Em compensação, praia não falta. As nesgas de areia bordejam o litoral carioca a perder de vista. Pena que as praias se espremam entre o mar e a onda imobiliária, que não quer deixar ninguém sem um lugar ao sol. Como esse lugar ao sol, na sociedade brasileira, tende cada vez mais a ser privativo, não há litoral que agüente tanta gente que gosta de praia até não poder mais. Seja em condomínio, marina, hotel ou barraco, todos querem um naco de costa para chamar de seu. O resultado é uma competição por espaço que dá aos prédios e arruamentos o aspecto de que foram traçados por planos de ocupação, para garantir o máximo de espaço antes que o vizinho invada o terreno alheio.

Vêem-se poucos jardins. Os morros estão escalavrados por pedreiras, terraplenagens e ravinas. As várzeas foram escarificadas por crateras artificiais de origem suspeita, como se tivesse desabado sobre o Rio suburbano uma tempestade de meteoros sem que os jornais noticiassem o formidável bombardeio cósmico. Rios e estradas se esgueiram entre fundos de lotes e capinzais baldios. Árvores nas margens, nem pensar. É um território castigado, amarelecido e meio árido, onde só a luz guarda o fôlego dos trópicos. Até o que pareceu, de relance, uma avenida ajardinada no solo reticulado da Zona Oeste se revela, no sobrevôo seguinte, uma linha de alta tensão, serpenteando, com sua exclusiva faixa de capim verde, no chão cor de asfalto, tijolo e terra batida.

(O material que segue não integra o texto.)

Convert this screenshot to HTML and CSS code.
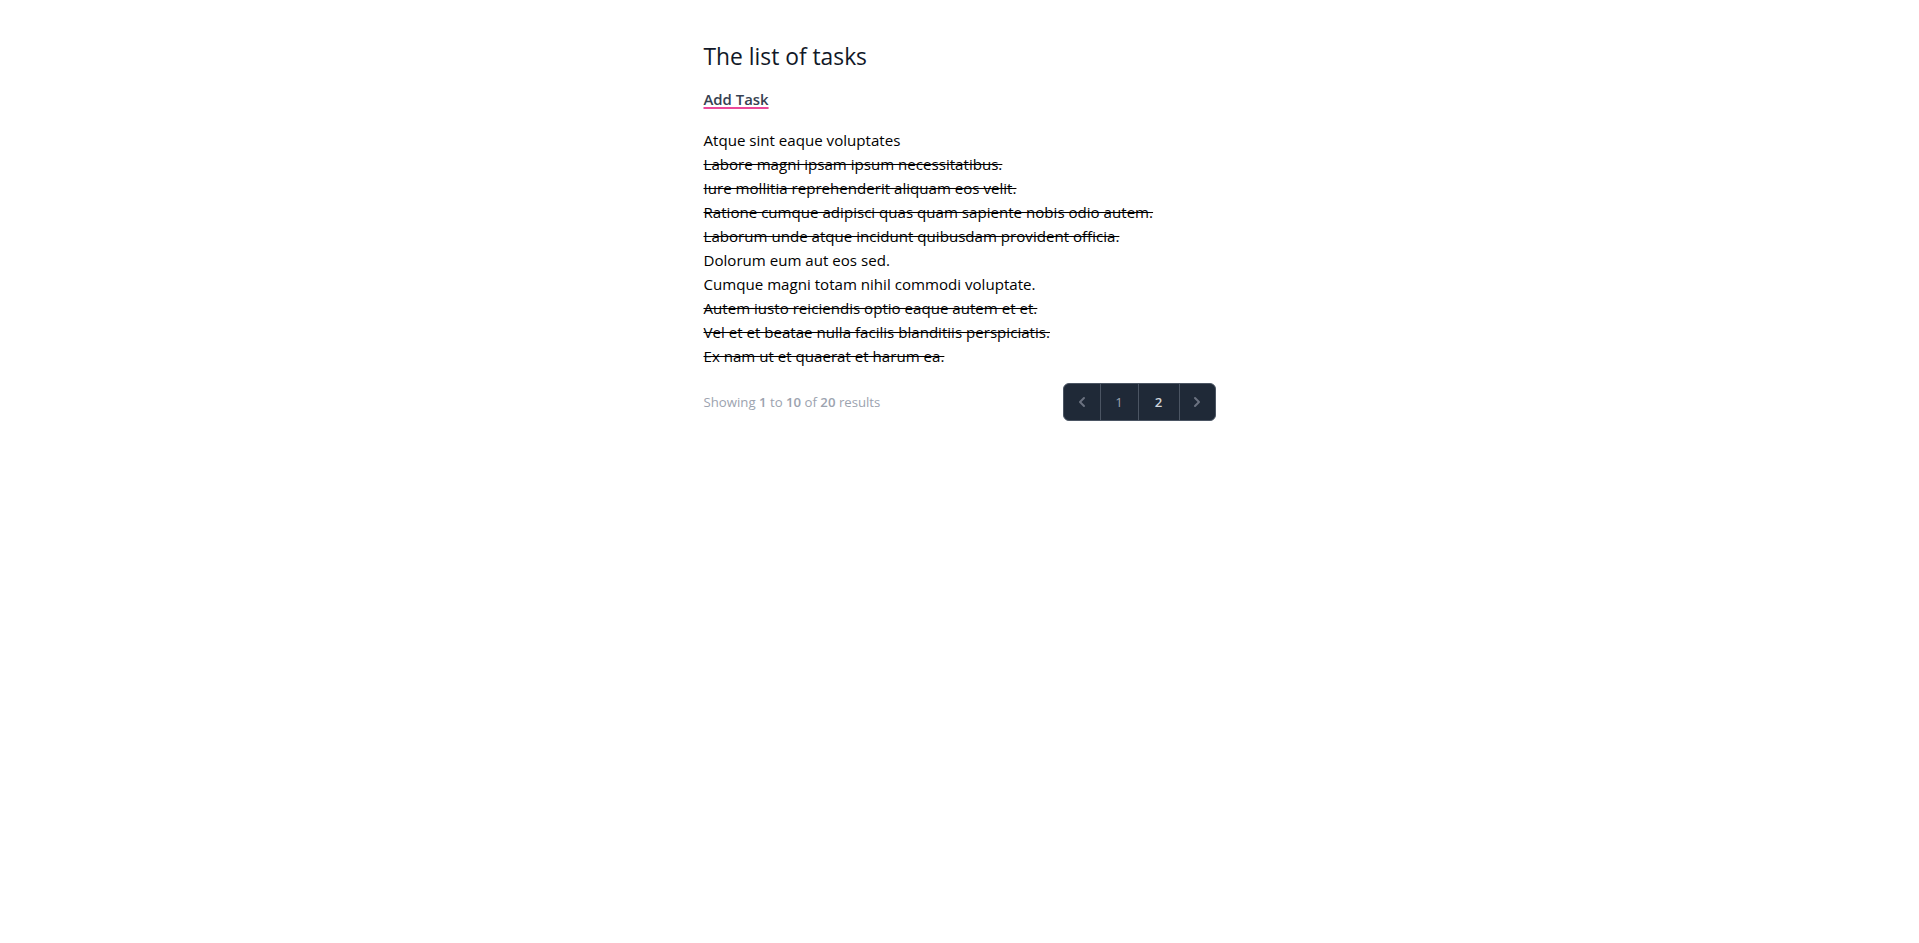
FILE: index.html
```html
<!DOCTYPE html>
<html lang="en">
<head>
<meta charset="utf-8">
<title>Tasks</title>
<link rel="stylesheet" href="styles.css">
</head>
<body>
<main class="page">
  <h1 class="title">The list of tasks</h1>
  <div class="actions"><a class="add-link" href="#">Add Task</a></div>
  <ul class="tasks">
    <li>Atque sint eaque voluptates</li>
    <li class="done">Labore magni ipsam ipsum necessitatibus.</li>
    <li class="done">Iure mollitia reprehenderit aliquam eos velit.</li>
    <li class="done">Ratione cumque adipisci quas quam sapiente nobis odio autem.</li>
    <li class="done">Laborum unde atque incidunt quibusdam provident officia.</li>
    <li>Dolorum eum aut eos sed.</li>
    <li>Cumque magni totam nihil commodi voluptate.</li>
    <li class="done">Autem iusto reiciendis optio eaque autem et et.</li>
    <li class="done">Vel et et beatae nulla facilis blanditiis perspiciatis.</li>
    <li class="done">Ex nam ut et quaerat et harum ea.</li>
  </ul>
  <nav class="pager">
    <p class="summary">Showing <b>1</b> to <b>10</b> of <b>20</b> results</p>
    <div class="pages">
      <span class="cell prev"><svg viewBox="0 0 20 20" width="20" height="20" fill="currentColor"><path fill-rule="evenodd" d="M12.707 5.293a1 1 0 010 1.414L9.414 10l3.293 3.293a1 1 0 01-1.414 1.414l-4-4a1 1 0 010-1.414l4-4a1 1 0 011.414 0z" clip-rule="evenodd"/></svg></span>
      <a class="cell num" href="#">1</a>
      <span class="cell num current">2</span>
      <a class="cell next" href="#"><svg viewBox="0 0 20 20" width="20" height="20" fill="currentColor"><path fill-rule="evenodd" d="M7.293 14.707a1 1 0 010-1.414L10.586 10 7.293 6.707a1 1 0 011.414-1.414l4 4a1 1 0 010 1.414l-4 4a1 1 0 01-1.414 0z" clip-rule="evenodd"/></svg></a>
    </div>
  </nav>
</main>
</body>
</html>
```
FILE: styles.css
```css
html, body {
  margin: 0;
  padding: 0;
  background: #ffffff;
}
body {
  font-family: "Open Sans", "Noto Sans", sans-serif;
  color: #000000;
}
.page {
  width: 512px;
  margin: 0 auto;
  padding: 41px 0 40px;
  box-sizing: border-box;
}
.title {
  margin: 0;
  font-size: 22.8px;
  line-height: 32px;
  font-weight: 400;
  color: #111827;
}
.actions {
  margin-top: 14px;
  font-size: 14.9px;
  line-height: 24px;
}
.add-link {
  color: #374151;
  font-weight: 600;
  text-decoration: underline;
  text-decoration-color: #ec4899;
  text-decoration-thickness: 2px;
  text-underline-offset: 2px;
}
.tasks {
  list-style: none;
  margin: 17px 0 0;
  padding: 0;
  font-size: 15.1px;
  line-height: 24px;
}
.tasks .done {
  text-decoration: line-through;
}
.pager {
  margin-top: 15px;
  display: flex;
  align-items: center;
  justify-content: space-between;
}
.summary {
  margin: 0;
  font-size: 13.2px;
  line-height: 20px;
  color: #9ca3af;
}
.summary b {
  font-weight: 600;
}
.pages {
  display: flex;
  height: 38px;
  box-sizing: border-box;
  border: 1px solid #4b5563;
  border-radius: 6px;
  background: #1f2937;
  overflow: hidden;
}
.cell {
  display: flex;
  align-items: center;
  justify-content: center;
  box-sizing: border-box;
  font-size: 13.2px;
  line-height: 20px;
  color: #9ca3af;
  text-decoration: none;
}
.cell + .cell {
  border-left: 1px solid #4b5563;
}
.prev { width: 36px; color: #6b7280; }
.num { width: 38px; }
.current { width: 41px; color: #d1d5db; font-weight: 600; }
.next { width: 36px; color: #6b7280; }
```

Como o Rio de Janeiro está ficando feio, visto da perspectiva do apagão aéreo. Por sorte, antes que se começasse a perguntar onde Tom Jobim andava com a cabeça, quando tirou da mesma rota as palavras que usou para compor seu Samba do Avião, o piloto faz uma curva à direita e a Floresta da Tijuca, com a baía de Guanabara à retaguarda, aparece providencialmente, para lembrar o que o Rio de Janeiro poderia ter sido, e que foi, antes de lhe subtraírem a maior parte de sua exuberância natural. Aí, sim, decifra-se a cidade. Espetada como foi entre penedos, manguezais, lagoas e enseadas, só podia crescer como cresceu, a golpes de picareta e dinamite, abrindo o caminho do progresso com túneis, aterros e desmontes. O que sobrou pode dar ainda de sobra para lhe garantir o título oficial de Cidade Maravilhosa e até, quem sabe, servir de palanque ao Cristo do Corcovado, como candidato a uma das sete maravilhas do mundo. Mas não custa aproveitar a bagunça da aviação comercial brasileira para olhar a cidade com os olhos de Deus – do alto e com piedade por tudo o que ela perdeu.